A second UC is that it encourages sale by present farm owners for retirement purposes and, as present patterns have already shown, the most likely buyers are investment, pension and speculative funds, not other farmers. Think Teachers Insurance & Annuity Association and Merrill Lynch Farmland Fund.
A third UC is that, once established as a constantly enlarging debt asset for continued below-real-cost commodity production, if the farmland price ever stops increasing, the effect on production, "abundance" and "affordability" (Ag Adjustment Act keywords) will be fairly immediate.
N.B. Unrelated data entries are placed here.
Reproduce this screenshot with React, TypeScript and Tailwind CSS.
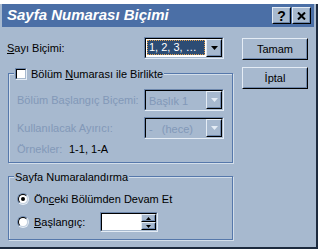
import type { ReactNode } from 'react'

const font = { fontFamily: '"Liberation Sans", Arial, sans-serif' }

function Raised({ className, children }: { className: string; children?: ReactNode }) {
  return (
    <div className={`border border-t-[#e4ecf5] border-l-[#e4ecf5] border-b-black border-r-black ${className}`}>
      <div className="flex h-full w-full items-center justify-center border border-transparent border-b-[#6e88ad] border-r-[#6e88ad]">
        {children}
      </div>
    </div>
  )
}

function Sunken({ className, children, inner }: { className: string; children?: ReactNode; inner: string }) {
  return (
    <div className={`shrink-0 border border-t-[#6e88ad] border-l-[#6e88ad] border-b-[#e4ecf5] border-r-[#e4ecf5] ${className}`}>
      <div className={`flex h-full w-full border border-t-black border-l-black border-b-[#a7b9cf] border-r-[#a7b9cf] ${inner}`}>
        {children}
      </div>
    </div>
  )
}

function Arrow({ disabled }: { disabled?: boolean }) {
  return (
    <Raised className="h-full w-[16px] shrink-0 bg-[#a7b9cf]">
      <svg width="7" height="4" viewBox="0 0 7 4">
        <path d="M0 0h7L3.5 4z" fill={disabled ? '#e4ecf5' : '#000'} />
      </svg>
    </Raised>
  )
}

function Combo({ text, disabled }: { text: string; disabled?: boolean }) {
  return (
    <Sunken className="h-[22px] w-[80px]" inner={disabled ? 'bg-[#a7b9cf]' : 'bg-white'}>
      <div className="flex min-w-0 flex-1 items-start p-[1px]">
        {disabled ? (
          <span className="pl-[2px] pt-[2px] text-[11px] leading-[14px] whitespace-pre text-[#8298b8]">{text}</span>
        ) : (
          <span className="flex h-[15px] w-full items-center whitespace-nowrap border border-dotted border-[#e0a050] bg-[#2c4c74] pl-[1px] text-[11px] text-white">
            {text}
          </span>
        )}
      </div>
      <Arrow disabled={disabled} />
    </Sunken>
  )
}

function Group({ className, legend, children }: { className: string; legend: ReactNode; children: ReactNode }) {
  return (
    <div className={`relative border border-[#5678ab] shadow-[inset_1px_1px_0_#d3deea,1px_1px_0_#d3deea] ${className}`}>
      <div className="absolute -top-[7px] left-[5px] flex items-center whitespace-nowrap bg-[#a7b9cf] px-[1px] text-[11px] leading-[14px]">
        {legend}
      </div>
      {children}
    </div>
  )
}

function Radio({ checked }: { checked?: boolean }) {
  return (
    <div className="flex h-[12px] w-[12px] shrink-0 items-center justify-center rounded-full border border-t-[#6e88ad] border-l-[#6e88ad] border-b-[#e4ecf5] border-r-[#e4ecf5]">
      <div className="flex h-[10px] w-[10px] items-center justify-center rounded-full border border-t-black border-l-black border-b-[#c4d1e0] border-r-[#c4d1e0] bg-white">
        {checked && <div className="h-[4px] w-[4px] rounded-full bg-black" />}
      </div>
    </div>
  )
}

export default function App() {
  return (
    <div className="flex h-[249px] w-[320px] flex-col bg-white text-black" style={font}>
      <div className="h-[4px] w-full bg-white" />
      <div className="flex h-[245px] w-[318px] flex-col border-b-2 border-r-2 border-b-[#1c2a3e] border-r-[#1c2a3e] bg-[#a7b9cf]">
        <div className="mx-[2px] flex h-[23px] items-center justify-between bg-[#4b6fa6] pl-[5px] pr-[3px]">
          <span className="text-[15px] font-bold italic text-white">Sayfa Numarası Biçimi</span>
          <div className="flex gap-[1px]">
            <Raised className="h-[17px] w-[19px] bg-[#a7b9cf]">
              <span className="text-[14px] font-bold leading-none">?</span>
            </Raised>
            <Raised className="h-[17px] w-[19px] bg-[#a7b9cf]">
              <svg width="9" height="8" viewBox="0 0 9 8">
                <path d="M1 0.5l7 7M8 0.5l-7 7" stroke="#000" strokeWidth="2" />
              </svg>
            </Raised>
          </div>
        </div>

        <div className="flex flex-1">
          <div className="ml-[7px] mt-[10px] flex w-[226px] flex-col">
            <div className="flex h-[22px] items-center">
              <span className="w-[137px] shrink-0 whitespace-nowrap text-[11px]">
                <u>S</u>ayı Biçimi:
              </span>
              <Combo text="1, 2, 3, …" />
            </div>

            <Group
              className="ml-[1px] mt-[14px] h-[90px] w-[225px]"
              legend={
                <>
                  <Sunken className="mr-[4px] h-[12px] w-[12px]" inner="bg-white" />
                  <span>
                    Bölüm <u>N</u>umarası ile Birlikte
                  </span>
                </>
              }
            >
              <div className="flex flex-col pl-[8px] pt-[15px] text-[11px] text-[#8298b8]">
                <div className="flex h-[22px] items-center">
                  <span className="w-[127px] shrink-0 whitespace-nowrap">Bölüm Başlangıç Biçemi:</span>
                  <Combo text="Başlık 1" disabled />
                </div>
                <div className="mt-[6px] flex h-[22px] items-center">
                  <span className="w-[127px] shrink-0 whitespace-nowrap">Kullanılacak Ayırıcı:</span>
                  <Combo text="-   (hece)" disabled />
                </div>
                <div className="mt-[2px] flex h-[16px] items-center">
                  <span className="w-[52px]">Örnekler:</span>
                  <span className="text-black">1-1, 1-A</span>
                </div>
              </div>
            </Group>

            <Group className="ml-[1px] mt-[13px] h-[64px] w-[225px]" legend={<span>Sayfa Numaralandırma</span>}>
              <div className="flex flex-col pl-[8px] pt-[14px] text-[11px]">
                <div className="flex h-[16px] items-center gap-[5px]">
                  <Radio checked />
                  <span>
                    Ön<u>c</u>eki Bölümden Devam Et
                  </span>
                </div>
                <div className="mt-[5px] flex h-[20px] items-center">
                  <Radio />
                  <span className="ml-[5px] w-[66px]">
                    <u>B</u>aşlangıç:
                  </span>
                  <Sunken className="h-[20px] w-[58px]" inner="bg-white">
                    <div className="flex-1" />
                    <div className="flex w-[15px] flex-col">
                      <Raised className="h-[8px] w-full bg-[#a7b9cf]">
                        <svg width="5" height="3" viewBox="0 0 5 3">
                          <path d="M2.5 0L5 3H0z" fill="#000" />
                        </svg>
                      </Raised>
                      <Raised className="h-[8px] w-full bg-[#a7b9cf]">
                        <svg width="5" height="3" viewBox="0 0 5 3">
                          <path d="M0 0h5L2.5 3z" fill="#000" />
                        </svg>
                      </Raised>
                    </div>
                  </Sunken>
                </div>
              </div>
            </Group>
          </div>

          <div className="ml-[9px] mt-[11px] flex flex-col gap-[7px]">
            <Raised className="h-[22px] w-[66px] bg-[#a7b9cf]">
              <span className="text-[11px]">Tamam</span>
            </Raised>
            <Raised className="h-[22px] w-[66px] bg-[#a7b9cf]">
              <span className="text-[11px]">İptal</span>
            </Raised>
          </div>
        </div>
      </div>
    </div>
  )
}
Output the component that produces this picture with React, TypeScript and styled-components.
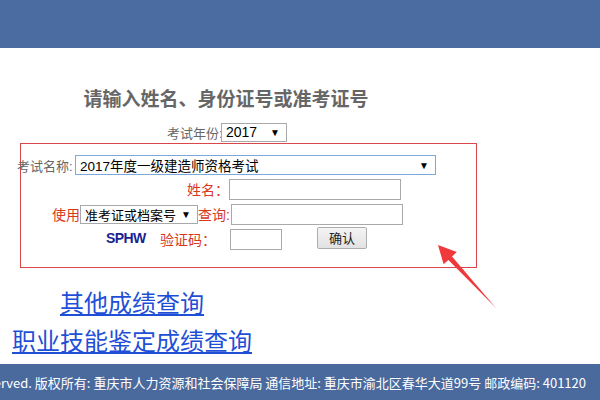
import styled, { createGlobalStyle } from 'styled-components'

const GlobalStyle = createGlobalStyle`
  html, body {
    margin: 0;
    padding: 0;
    background: #fff;
  }
  body {
    font-family: "Liberation Sans", "Noto Sans CJK SC", sans-serif;
    overflow: hidden;
  }
`

const Page = styled.div`
  position: relative;
  width: 600px;
  height: 400px;
  overflow: hidden;
`
const Header = styled.header`
  height: 48px;
  background: #4b6ca1;
`
const Content = styled.main`
  width: 458px;
  padding-left: 20px;
`
const Title = styled.h2`
  margin: 38px 0 0 -20px;
  width: 452px;
  text-align: center;
  font-family: "Noto Sans CJK SC", sans-serif;
  font-size: 19px;
  line-height: 24px;
  font-weight: bold;
  color: #666;
`
const YearRow = styled.div`
  display: flex;
  align-items: center;
  margin: 12px 0 1px 147px;
  height: 20px;
  font-size: 13px;
  color: #666;
`
const FormBox = styled.div`
  box-sizing: border-box;
  width: 457px;
  height: 125px;
  border: 1px solid #d9474a;
  padding: 11px 0 0 0;
  display: flex;
  flex-direction: column;
`
const Row = styled.div<{ $indent: number; $gap: number }>`
  display: flex;
  align-items: center;
  margin-left: ${p => p.$indent}px;
  margin-bottom: ${p => p.$gap}px;
  height: 20px;
`
const Label = styled.span<{ $w: number; $right?: boolean; $red?: boolean; $size?: number }>`
  display: inline-block;
  width: ${p => p.$w}px;
  flex-shrink: 0;
  text-align: ${p => (p.$right ? 'right' : 'left')};
  font-size: ${p => p.$size ?? 14}px;
  color: ${p => (p.$red ? '#d9381e' : '#666')};
  white-space: nowrap;
`
const Select = styled.div<{ $w: number; $focus?: boolean; $size?: number }>`
  box-sizing: border-box;
  width: ${p => p.$w}px;
  height: ${p => (p.$focus ? 20 : 19)}px;
  flex-shrink: 0;
  display: flex;
  align-items: center;
  justify-content: space-between;
  padding: 0 6px 0 4px;
  background: #fff;
  border: 1px solid ${p => (p.$focus ? '#7ea7dc' : '#a9a9a9')};
  font-size: ${p => p.$size ?? 14}px;
  color: #000;
  white-space: nowrap;
`
const Caret = styled.span`
  font-size: 10px;
  color: #000;
`
const Input = styled.div<{ $w: number; $ml?: number }>`
  box-sizing: border-box;
  width: ${p => p.$w}px;
  height: 21px;
  margin-left: ${p => p.$ml ?? 0}px;
  border: 1px solid #a9a9a9;
  background: #fff;
  flex-shrink: 0;
`
const Captcha = styled.span`
  display: inline-block;
  width: 54px;
  font-family: "Liberation Sans", sans-serif;
  font-weight: bold;
  font-size: 14px;
  color: #1b1f8f;
  letter-spacing: -0.6px;
  margin-top: -2px;
`
const Button = styled.button`
  box-sizing: border-box;
  width: 50px;
  height: 22px;
  margin-left: 35px;
  margin-top: -3px;
  padding: 0;
  border: 1px solid #adadad;
  border-radius: 2px;
  background: linear-gradient(#f4f4f4, #e2e2e2);
  font-family: "Noto Sans CJK SC", sans-serif;
  font-size: 13px;
  color: #222;
`
const Links = styled.nav`
  width: 264px;
  margin-top: 15px;
  display: flex;
  flex-direction: column;
  align-items: center;
`
const Link = styled.a`
  font-family: "Noto Sans CJK SC", sans-serif;
  font-size: 24px;
  line-height: 38px;
  color: #1f4fd6;
  text-decoration: underline;
  text-underline-offset: 2px;
  text-decoration-thickness: 2px;
`
const Footer = styled.footer`
  position: absolute;
  left: 0;
  right: 0;
  bottom: 0;
  height: 36px;
  background: #4a6a9e;
  display: flex;
  align-items: center;
  justify-content: flex-end;
  padding-right: 14px;
  overflow: hidden;
  white-space: nowrap;
  font-family: "Noto Sans CJK SC", sans-serif;
  font-size: 13px;
  color: #fff;
`
const Arrow = styled.svg`
  position: absolute;
  left: 430px;
  top: 238px;
  pointer-events: none;
`

export default function App() {
  return (
    <Page>
      <GlobalStyle />
      <Header />
      <Content>
        <Title>请输入姓名、身份证号或准考证号</Title>
        <YearRow>
          <Label $w={54} $size={13}>考试年份:</Label>
          <Select $w={66} $size={14}>
            2017 <Caret>▼</Caret>
          </Select>
        </YearRow>
        <FormBox>
          <Row $indent={-4} $gap={4}>
            <Label $w={58} $size={13}>考试名称:</Label>
            <Select $w={361} $focus $size={13.5}>
              2017年度一级建造师资格考试 <Caret>▼</Caret>
            </Select>
          </Row>
          <Row $indent={0} $gap={5}>
            <Label $w={208} $right $red>姓名：</Label>
            <Input $w={172} />
          </Row>
          <Row $indent={0} $gap={5}>
            <Label $w={59} $right $red>使用</Label>
            <Select $w={118} $size={13}>
              准考证或档案号 <Caret>▼</Caret>
            </Select>
            <Label $w={31} $right $red>查询:</Label>
            <Input $w={172} $ml={2} />
          </Row>
          <Row $indent={85} $gap={0}>
            <Captcha>SPHW</Captcha>
            <Label $w={70} $red>验证码：</Label>
            <Input $w={52} />
            <Button>确认</Button>
          </Row>
        </FormBox>
      </Content>
      <Links>
        <Link href="#">其他成绩查询</Link>
        <Link href="#">职业技能鉴定成绩查询</Link>
      </Links>
      <Footer>
        Copyright © 2017 All Rights Reserved. 版权所有: 重庆市人力资源和社会保障局 通信地址: 重庆市渝北区春华大道99号 邮政编码: 401120
      </Footer>
      <Arrow width="72" height="76" viewBox="430 238 72 76">
        <polygon
          points="438,245 456.8,252.1 452,256.5 496,308 448.4,259.9 443.6,264.3"
          fill="#f0393b"
        />
      </Arrow>
    </Page>
  )
}
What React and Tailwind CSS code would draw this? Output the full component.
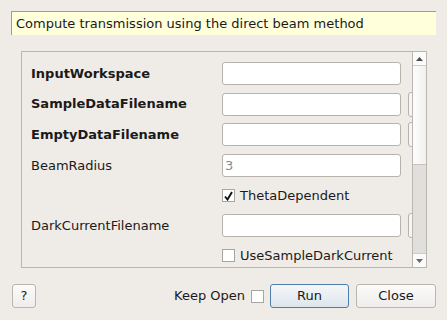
import React from 'react';

// Algorithm dialog: Compute transmission (direct beam)
const Check = ({ checked }) => (
    <span className="w-[13px] h-[13px] border border-[#a9a5a0] bg-white flex items-center justify-center shrink-0">
        {checked && (
            <svg width="9" height="10" viewBox="0 0 9 10">
                <path d="M1 5.5 L3.5 8.5 L8 1" fill="none" stroke="#111" strokeWidth="1.9" />
            </svg>
        )}
    </span>
);

const TextBox = ({ placeholder }) => (
    <div className="w-[179px] h-[23px] shrink-0 bg-white border border-[#b6b2ad] rounded-[3px] flex items-center pl-[2px] text-[#8a8a8a]">
        {placeholder}
    </div>
);

const Browse = () => (
    <div className="w-[60px] h-[25px] shrink-0 ml-[7px] bg-[#f7f6f5] border border-[#b6b2ad] rounded-[3px]" />
);

const rows = [
    { label: 'InputWorkspace', bold: true, kind: 'text' },
    { label: 'SampleDataFilename', bold: true, kind: 'file' },
    { label: 'EmptyDataFilename', bold: true, kind: 'file' },
    { label: 'BeamRadius', kind: 'text', placeholder: '3' },
    { label: 'ThetaDependent', kind: 'check', checked: true },
    { label: 'DarkCurrentFilename', kind: 'file' },
    { label: 'UseSampleDarkCurrent', kind: 'check' },
];

const Btn = ({ children, className }) => (
    <button className={`h-[24px] rounded-[3px] border bg-gradient-to-b flex items-center justify-center ${className}`}>
        {children}
    </button>
);

export default function App() {
    return (
        <div className="w-[447px] h-[320px] bg-[#efebe7] text-[#1a1a1a] text-[13px] flex flex-col overflow-hidden" style={{ fontFamily: '"DejaVu Sans", sans-serif' }}>
            <div className="mt-[11px] mx-[11px] h-[24px] bg-[#ffffdc] border-l border-t border-[#9f9c98] flex items-center pl-[4px]">
                Compute transmission using the direct beam method
            </div>

            <div className="mt-[16px] ml-[21px] mr-[20px] h-[217px] border border-[#bab6b1] flex overflow-hidden">
                <div className="flex-1 overflow-hidden pt-[10px] pl-[9px]">
                    <div className="flex flex-col gap-[7.67px] w-[450px]">
                        {rows.map(r => (
                            <div key={r.label} className={`flex items-center ${r.kind === 'check' ? 'h-[22px]' : 'h-[23px]'}`}>
                                <span className={`w-[191px] shrink-0 ${r.bold ? 'font-bold' : ''}`}>
                                    {r.kind !== 'check' ? r.label : ''}
                                </span>
                                {r.kind === 'check' ? (
                                    <div className="flex items-center gap-[5px]">
                                        <Check checked={r.checked} />
                                        <span>{r.label}</span>
                                    </div>
                                ) : (
                                    <>
                                        <TextBox placeholder={r.placeholder} />
                                        {r.kind === 'file' && <Browse />}
                                    </>
                                )}
                            </div>
                        ))}
                    </div>
                </div>
                <div className="w-[14px] shrink-0 border-l border-[#bab6b1] flex flex-col">
                    <div className="h-[14px] bg-[#fbfbfb] border-b border-[#cfcbc6] flex items-center justify-center">
                        <svg width="7" height="4" viewBox="0 0 7 4"><path d="M0 4 L3.5 0 L7 4 Z" fill="#4a4a4a" /></svg>
                    </div>
                    <div className="h-[99px] bg-gradient-to-r from-[#fdfdfd] to-[#f1f0ef] border-b border-[#c6c2bd]" />
                    <div className="flex-1 bg-[#e1dfdc]" />
                    <div className="h-[14px] bg-[#fbfbfb] border-t border-[#cfcbc6] flex items-center justify-center">
                        <svg width="7" height="4" viewBox="0 0 7 4"><path d="M0 0 L7 0 L3.5 4 Z" fill="#6a6a6a" /></svg>
                    </div>
                </div>
            </div>

            <div className="mt-[16px] mx-[11px] flex items-center">
                <Btn className="w-[24px] ml-[1px] border-[#b9b5b0] from-[#fbfbfa] to-[#efedeb]">?</Btn>
                <div className="flex-1" />
                <span>Keep Open</span>
                <span className="ml-[6px] mr-[6px]"><Check /></span>
                <Btn className="w-[79px] border-[#4f7ea8] from-[#f4f7f9] to-[#dde5ec]">Run</Btn>
                <Btn className="w-[80px] ml-[7px] border-[#b9b5b0] from-[#fbfbfa] to-[#efedeb]">Close</Btn>
            </div>
        </div>
    );
}
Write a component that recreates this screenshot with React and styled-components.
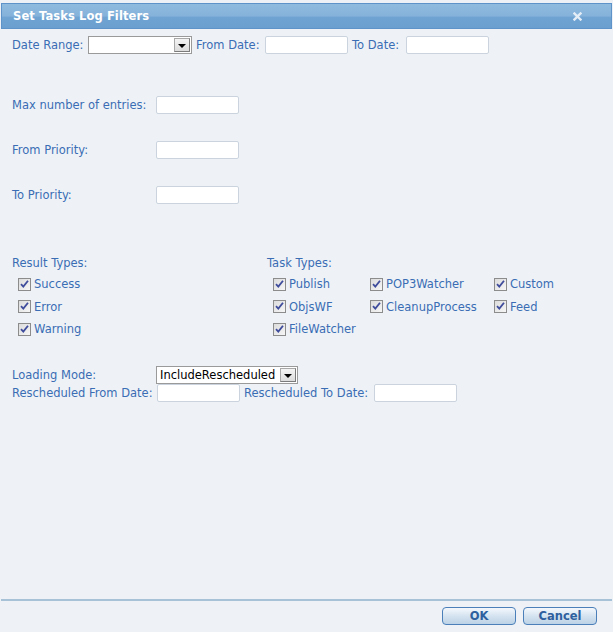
import React from "react";
import styled, { createGlobalStyle } from "styled-components";

const Global = createGlobalStyle`
  html, body { margin: 0; padding: 0; background: #eef2f7; }
  body { font-family: "DejaVu Sans", Verdana, sans-serif; font-size: 11.5px; }
  * { box-sizing: border-box; }
`;

const Dialog = styled.div`
  width: 613px;
  height: 632px;
  display: flex;
  flex-direction: column;
  background: #eef2f7;
  padding-top: 3px;
`;

const TitleBar = styled.div`
  height: 26px;
  margin: 0 1px;
  border: 1px solid #5d93c8;
  background: linear-gradient(#90bbdf 0%, #85b2da 50%, #6fa3d2 55%, #6a9fcf 100%);
  display: flex;
  align-items: center;
  justify-content: space-between;
  padding: 0 29px 0 11px;
`;

const Title = styled.div`
  color: #fff;
  font-weight: bold;
  font-size: 11.5px;
  letter-spacing: 0.1px;
`;

const Body = styled.div`
  flex: 1;
  padding: 7px 12px 0 12px;
  display: flex;
  flex-direction: column;
`;

const Label = styled.span`
  color: #3a6db4;
  white-space: nowrap;
  width: ${(p) => (p.$w ? p.$w + "px" : "auto")};
  flex: none;
`;

const Row = styled.div`
  display: flex;
  align-items: center;
  gap: ${(p) => p.$gap ?? 4}px;
  margin-top: ${(p) => p.$mt ?? 0}px;
  height: 18px;
`;

const TextBox = styled.input`
  width: 83px;
  height: 18px;
  border: 1px solid #cbd4de;
  border-radius: 2px;
  background: #fff;
  padding: 0 2px;
  font: inherit;
`;

const SelectBox = styled.div`
  width: ${(p) => p.$w}px;
  height: 18px;
  border: 1px solid #9a9a9a;
  background: #fff;
  display: flex;
  align-items: stretch;
`;

const SelectText = styled.div`
  flex: 1;
  color: #000;
  line-height: 16px;
  padding-left: 3px;
  white-space: nowrap;
  overflow: hidden;
  font-family: "DejaVu Sans", sans-serif;
  font-size: 11.5px;
`;

const DropBtn = styled.div`
  width: 16px;
  margin: 1px;
  background: linear-gradient(#f4f4f4, #dcdcdc);
  border: 1px solid #7b7b7b;
  border-top-color: #a8a8a8;
  border-left-color: #a8a8a8;
  display: flex;
  align-items: center;
  justify-content: center;
  &::after {
    content: "";
    margin-top: 2px;
    border-left: 4px solid transparent;
    border-right: 4px solid transparent;
    border-top: 4px solid #000;
  }
`;

const Types = styled.div`
  display: flex;
  margin-top: 52px;
`;

const Group = styled.div`
  width: ${(p) => p.$w}px;
  display: flex;
  flex-direction: column;
`;

const GroupTitle = styled.div`
  color: #3a6db4;
  height: 14px;
  line-height: 14px;
`;

const Grid = styled.div`
  display: grid;
  grid-template-columns: ${(p) => p.$cols};
  grid-auto-rows: 22.5px;
  padding-left: 6px;
  margin-top: 7px;
`;

const CheckItem = styled.label`
  display: flex;
  align-items: center;
  gap: 3px;
  color: #3a6db4;
  height: 14px;
  white-space: nowrap;
`;

const Box = styled.span`
  width: 13px;
  height: 13px;
  flex: none;
  border: 1px solid #8c8c8c;
  background: linear-gradient(135deg, #dcdcdc, #f6f6f6);
  display: flex;
  align-items: center;
  justify-content: center;
`;

const Check = () => (
  <Box>
    <svg width="9" height="9" viewBox="0 0 9 9">
      <path d="M1 4.2 L3.3 6.6 L8 0.8" fill="none" stroke="#3f4c9c" strokeWidth="1.8" />
    </svg>
  </Box>
);

const Footer = styled.div`
  border-top: 2px solid #a7c1d6;
  margin: 0 1px;
  height: 33px;
  display: flex;
  justify-content: flex-end;
  align-items: flex-start;
  gap: 7px;
  padding: 6px 15px 0 0;
`;

const Button = styled.button`
  width: 74px;
  height: 18px;
  border: 1px solid #4a7fb9;
  border-radius: 4px;
  background: linear-gradient(#f4f8fc 0%, #d5e3f0 50%, #bcd2e6 100%);
  color: #2e5f9e;
  font-family: "DejaVu Sans", Verdana, sans-serif;
  font-weight: bold;
  font-size: 11.5px;
  padding: 0;
  line-height: 16px;
`;

const CloseIcon = () => (
  <svg width="9" height="9" viewBox="0 0 9 9">
    <path d="M1.5 1.5 L7.5 7.5 M7.5 1.5 L1.5 7.5" stroke="#e4edf6" strokeWidth="2.4" strokeLinecap="square" />
  </svg>
);

export default function App() {
  return (
    <>
      <Global />
      <Dialog>
        <TitleBar>
          <Title>Set Tasks Log Filters</Title>
          <CloseIcon />
        </TitleBar>
        <Body>
          <Row>
            <Label $w={72}>Date Range:</Label>
            <SelectBox $w={104}>
              <SelectText></SelectText>
              <DropBtn />
            </SelectBox>
            <Label $w={65}>From Date:</Label>
            <TextBox />
            <Label $w={50}>To Date:</Label>
            <TextBox />
          </Row>

          <Row $mt={42} $gap={0}>
            <Label $w={144}>Max number of entries:</Label>
            <TextBox />
          </Row>
          <Row $mt={27} $gap={0}>
            <Label $w={144}>From Priority:</Label>
            <TextBox />
          </Row>
          <Row $mt={27} $gap={0}>
            <Label $w={144}>To Priority:</Label>
            <TextBox />
          </Row>

          <Types>
            <Group $w={255}>
              <GroupTitle>Result Types:</GroupTitle>
              <Grid $cols="1fr">
                <CheckItem><Check />Success</CheckItem>
                <CheckItem><Check />Error</CheckItem>
                <CheckItem><Check />Warning</CheckItem>
              </Grid>
            </Group>
            <Group $w={320}>
              <GroupTitle>Task Types:</GroupTitle>
              <Grid $cols="97px 124px 1fr">
                <CheckItem><Check />Publish</CheckItem>
                <CheckItem><Check />POP3Watcher</CheckItem>
                <CheckItem><Check />Custom</CheckItem>
                <CheckItem><Check />ObjsWF</CheckItem>
                <CheckItem><Check />CleanupProcess</CheckItem>
                <CheckItem><Check />Feed</CheckItem>
                <CheckItem><Check />FileWatcher</CheckItem>
              </Grid>
            </Group>
          </Types>

          <Row $mt={21} $gap={0}>
            <Label $w={144}>Loading Mode:</Label>
            <SelectBox $w={142}>
              <SelectText>IncludeRescheduled</SelectText>
              <DropBtn />
            </SelectBox>
          </Row>
          <Row>
            <Label $w={141}>Rescheduled From Date:</Label>
            <TextBox />
            <Label $w={126}>Rescheduled To Date:</Label>
            <TextBox />
          </Row>
        </Body>
        <Footer>
          <Button>OK</Button>
          <Button>Cancel</Button>
        </Footer>
      </Dialog>
    </>
  );
}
Another UC may be that, aside from the new trillions of fiat money now sloshing through the economy thanks to Fed printing on the orders of administration "stimulus" theorists, much larger quantities of trillions are now passing from older to younger inheritors via intergenerational wealth transfer, and much of that wealth is now causing the "rural gentrification" phenomenon previously mentioned in these columns. We don't yet have the various statistical proofs, but anecdotally at least it seems to be the underlying financial foundation for much of the "new agriculture" of organic production, locavore consumption, farmers' markets, and, quite remarkably, the closest a newly important sector of U.S. agriculture has come to truly free-enterprise, market-driven farming since the post-Civil War ag depression decades and William Jennings Bryan's "Cross of Gold" speech, in which he warned the newly powerful urban electorate and their politicians: "Destroy our farms and the grass will grow in the streets of every city in the country."
The author is an architect and former farmer.